This is my code:
basePath = f"/mnt/raw/{system_name}/"
baseCheckpointPath = f"{basePath}_____checkpoints/"
baseSchemasPath = f"{basePath}_____autoloaderSchemas/"
# COMMAND ----------
def stream_csv_table_from_tablename(tableName):
tableDf = (
spark.readStream.format("cloudFiles")
.option("cloudFiles.format", "csv")
# The schema location directory keeps track of your data schema over time
.option("cloudFiles.schemaLocation", f"{baseSchemasPath}{tableName}")

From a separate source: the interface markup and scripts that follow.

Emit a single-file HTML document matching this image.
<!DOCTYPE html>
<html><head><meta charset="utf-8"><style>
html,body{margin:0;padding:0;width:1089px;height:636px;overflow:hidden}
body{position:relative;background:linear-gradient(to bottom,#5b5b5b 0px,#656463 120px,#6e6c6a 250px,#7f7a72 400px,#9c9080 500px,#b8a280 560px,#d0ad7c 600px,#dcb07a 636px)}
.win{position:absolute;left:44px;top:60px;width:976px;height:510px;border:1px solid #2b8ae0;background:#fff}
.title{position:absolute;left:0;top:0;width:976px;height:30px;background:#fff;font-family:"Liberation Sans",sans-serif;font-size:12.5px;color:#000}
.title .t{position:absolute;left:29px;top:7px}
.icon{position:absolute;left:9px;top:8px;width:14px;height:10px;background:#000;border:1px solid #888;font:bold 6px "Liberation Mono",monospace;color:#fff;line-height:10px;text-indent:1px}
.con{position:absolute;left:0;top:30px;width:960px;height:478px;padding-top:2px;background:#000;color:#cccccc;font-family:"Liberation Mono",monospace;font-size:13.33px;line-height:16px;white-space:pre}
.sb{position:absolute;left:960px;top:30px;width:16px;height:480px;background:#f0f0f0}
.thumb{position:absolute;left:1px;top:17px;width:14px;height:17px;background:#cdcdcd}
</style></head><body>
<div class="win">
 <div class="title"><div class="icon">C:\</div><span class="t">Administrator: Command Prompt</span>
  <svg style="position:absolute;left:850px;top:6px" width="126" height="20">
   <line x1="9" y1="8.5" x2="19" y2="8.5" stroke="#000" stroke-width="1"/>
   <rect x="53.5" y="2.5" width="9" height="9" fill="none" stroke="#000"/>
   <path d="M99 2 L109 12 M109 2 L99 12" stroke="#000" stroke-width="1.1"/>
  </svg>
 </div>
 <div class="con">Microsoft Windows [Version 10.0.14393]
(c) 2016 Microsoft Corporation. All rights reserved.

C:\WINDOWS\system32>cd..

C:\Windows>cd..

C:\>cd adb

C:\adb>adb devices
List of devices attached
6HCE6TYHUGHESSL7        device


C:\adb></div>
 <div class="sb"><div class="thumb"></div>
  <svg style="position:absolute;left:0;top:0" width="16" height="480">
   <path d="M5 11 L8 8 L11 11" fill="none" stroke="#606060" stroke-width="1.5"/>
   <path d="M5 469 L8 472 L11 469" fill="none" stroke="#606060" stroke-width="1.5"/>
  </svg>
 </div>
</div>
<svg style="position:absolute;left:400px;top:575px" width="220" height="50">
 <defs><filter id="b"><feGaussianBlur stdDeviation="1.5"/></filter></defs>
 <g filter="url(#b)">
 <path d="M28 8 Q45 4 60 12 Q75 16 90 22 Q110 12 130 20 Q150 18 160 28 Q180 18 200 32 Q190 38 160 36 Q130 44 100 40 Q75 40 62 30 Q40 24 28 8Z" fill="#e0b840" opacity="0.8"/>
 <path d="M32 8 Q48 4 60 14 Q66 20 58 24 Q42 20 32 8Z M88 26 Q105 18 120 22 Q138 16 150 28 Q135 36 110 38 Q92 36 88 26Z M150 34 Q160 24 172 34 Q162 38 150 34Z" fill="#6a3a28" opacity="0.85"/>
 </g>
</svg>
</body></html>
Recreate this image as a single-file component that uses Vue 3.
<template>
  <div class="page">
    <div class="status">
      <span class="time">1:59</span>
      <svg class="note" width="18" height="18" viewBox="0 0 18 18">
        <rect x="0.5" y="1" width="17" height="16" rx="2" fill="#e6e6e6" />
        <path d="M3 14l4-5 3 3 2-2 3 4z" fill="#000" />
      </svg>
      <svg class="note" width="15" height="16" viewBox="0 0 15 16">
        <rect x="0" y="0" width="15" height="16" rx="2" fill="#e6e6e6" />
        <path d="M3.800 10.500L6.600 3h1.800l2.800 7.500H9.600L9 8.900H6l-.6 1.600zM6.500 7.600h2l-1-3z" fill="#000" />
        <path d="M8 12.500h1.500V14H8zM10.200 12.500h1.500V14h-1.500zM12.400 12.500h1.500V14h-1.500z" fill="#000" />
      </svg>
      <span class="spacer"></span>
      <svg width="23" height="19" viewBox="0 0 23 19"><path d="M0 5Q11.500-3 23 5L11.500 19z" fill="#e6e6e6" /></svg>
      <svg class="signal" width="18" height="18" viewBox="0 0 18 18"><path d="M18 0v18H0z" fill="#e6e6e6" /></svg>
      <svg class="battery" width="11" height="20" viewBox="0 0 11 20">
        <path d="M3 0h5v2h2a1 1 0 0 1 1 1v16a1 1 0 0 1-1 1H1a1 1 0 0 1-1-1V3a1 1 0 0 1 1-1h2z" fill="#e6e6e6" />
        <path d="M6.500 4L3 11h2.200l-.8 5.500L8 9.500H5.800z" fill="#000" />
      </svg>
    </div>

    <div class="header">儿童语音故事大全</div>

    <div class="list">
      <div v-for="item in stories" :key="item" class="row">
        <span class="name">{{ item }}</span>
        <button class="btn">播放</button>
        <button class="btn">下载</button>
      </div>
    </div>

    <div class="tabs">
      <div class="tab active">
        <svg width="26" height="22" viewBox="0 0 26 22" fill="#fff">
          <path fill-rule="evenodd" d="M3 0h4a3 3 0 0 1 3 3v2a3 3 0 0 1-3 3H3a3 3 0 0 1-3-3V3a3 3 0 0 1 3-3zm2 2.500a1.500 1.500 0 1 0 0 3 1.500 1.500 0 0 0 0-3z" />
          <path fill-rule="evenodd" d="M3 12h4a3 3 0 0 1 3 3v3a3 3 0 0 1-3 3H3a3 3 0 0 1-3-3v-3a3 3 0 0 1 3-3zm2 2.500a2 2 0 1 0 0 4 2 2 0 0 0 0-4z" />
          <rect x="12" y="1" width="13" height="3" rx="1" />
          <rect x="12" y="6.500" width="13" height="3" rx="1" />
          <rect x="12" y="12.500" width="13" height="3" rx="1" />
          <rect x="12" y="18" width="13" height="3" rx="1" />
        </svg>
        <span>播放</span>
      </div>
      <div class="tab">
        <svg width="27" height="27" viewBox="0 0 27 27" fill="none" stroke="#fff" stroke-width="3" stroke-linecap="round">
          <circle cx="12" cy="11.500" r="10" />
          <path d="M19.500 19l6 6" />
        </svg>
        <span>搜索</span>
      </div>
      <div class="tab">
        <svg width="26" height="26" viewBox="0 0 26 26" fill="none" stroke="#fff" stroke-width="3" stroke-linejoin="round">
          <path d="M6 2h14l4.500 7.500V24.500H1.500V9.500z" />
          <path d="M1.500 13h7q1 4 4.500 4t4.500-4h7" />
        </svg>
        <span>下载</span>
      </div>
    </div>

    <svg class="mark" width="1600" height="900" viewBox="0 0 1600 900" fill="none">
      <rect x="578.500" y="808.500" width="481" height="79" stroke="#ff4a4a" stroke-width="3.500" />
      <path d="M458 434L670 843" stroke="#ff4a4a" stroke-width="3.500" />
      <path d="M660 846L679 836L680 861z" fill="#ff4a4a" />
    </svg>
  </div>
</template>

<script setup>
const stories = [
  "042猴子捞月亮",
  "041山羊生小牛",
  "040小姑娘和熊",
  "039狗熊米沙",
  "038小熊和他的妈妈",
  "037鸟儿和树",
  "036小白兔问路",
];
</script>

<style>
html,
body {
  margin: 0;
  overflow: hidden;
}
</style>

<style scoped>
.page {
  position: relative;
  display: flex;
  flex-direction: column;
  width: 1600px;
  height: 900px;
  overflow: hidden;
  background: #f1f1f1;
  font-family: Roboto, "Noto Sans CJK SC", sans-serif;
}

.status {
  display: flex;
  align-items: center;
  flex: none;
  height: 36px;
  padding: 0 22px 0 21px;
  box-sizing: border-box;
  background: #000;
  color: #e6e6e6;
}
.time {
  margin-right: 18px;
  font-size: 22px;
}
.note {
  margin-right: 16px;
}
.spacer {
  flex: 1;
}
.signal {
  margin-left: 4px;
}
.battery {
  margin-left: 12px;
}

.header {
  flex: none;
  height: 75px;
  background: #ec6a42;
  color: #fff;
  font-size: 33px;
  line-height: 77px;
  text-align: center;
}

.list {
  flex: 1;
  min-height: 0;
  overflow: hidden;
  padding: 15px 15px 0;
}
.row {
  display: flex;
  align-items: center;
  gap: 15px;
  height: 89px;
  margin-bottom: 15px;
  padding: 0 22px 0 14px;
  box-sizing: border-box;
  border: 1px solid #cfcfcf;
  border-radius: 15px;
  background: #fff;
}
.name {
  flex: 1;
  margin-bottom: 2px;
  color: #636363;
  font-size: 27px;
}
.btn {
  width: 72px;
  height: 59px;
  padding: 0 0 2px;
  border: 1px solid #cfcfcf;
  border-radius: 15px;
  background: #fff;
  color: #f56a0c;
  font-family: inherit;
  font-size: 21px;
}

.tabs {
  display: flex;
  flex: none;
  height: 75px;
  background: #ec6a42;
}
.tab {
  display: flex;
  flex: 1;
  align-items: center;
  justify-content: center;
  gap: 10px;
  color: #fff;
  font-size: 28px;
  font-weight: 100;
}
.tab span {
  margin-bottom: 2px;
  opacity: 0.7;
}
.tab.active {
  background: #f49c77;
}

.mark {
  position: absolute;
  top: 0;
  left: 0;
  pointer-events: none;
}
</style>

.option("cloudFiles.inferColumnTypes", True)
.option("header", True)
.option("delimiter", ",")
.load(f"{basePath}/{tableName}/")
)
return tableDf
This is the sample/documentation code:
(spark.readStream.format("cloudFiles")
.option("cloudFiles.format", "parquet")
# The schema location directory keeps track of your data schema over time
.option("cloudFiles.schemaLocation", "<path_to_checkpoint>")
.load("<path_to_source_data>")
.writeStream
.option("checkpointLocation", "<path_to_checkpoint>")
.start("<path_to_target")
)
The <path_to_target> (csv table directory) is an existing location, and I have the nessecary permissions for this folder/directory, but the <path_to_checkpoint> (schema information location) does not exist, as it should be created automatically when running the notebook, as far as I have understood - could this be the error?
Our runtime version is higher than the suggested.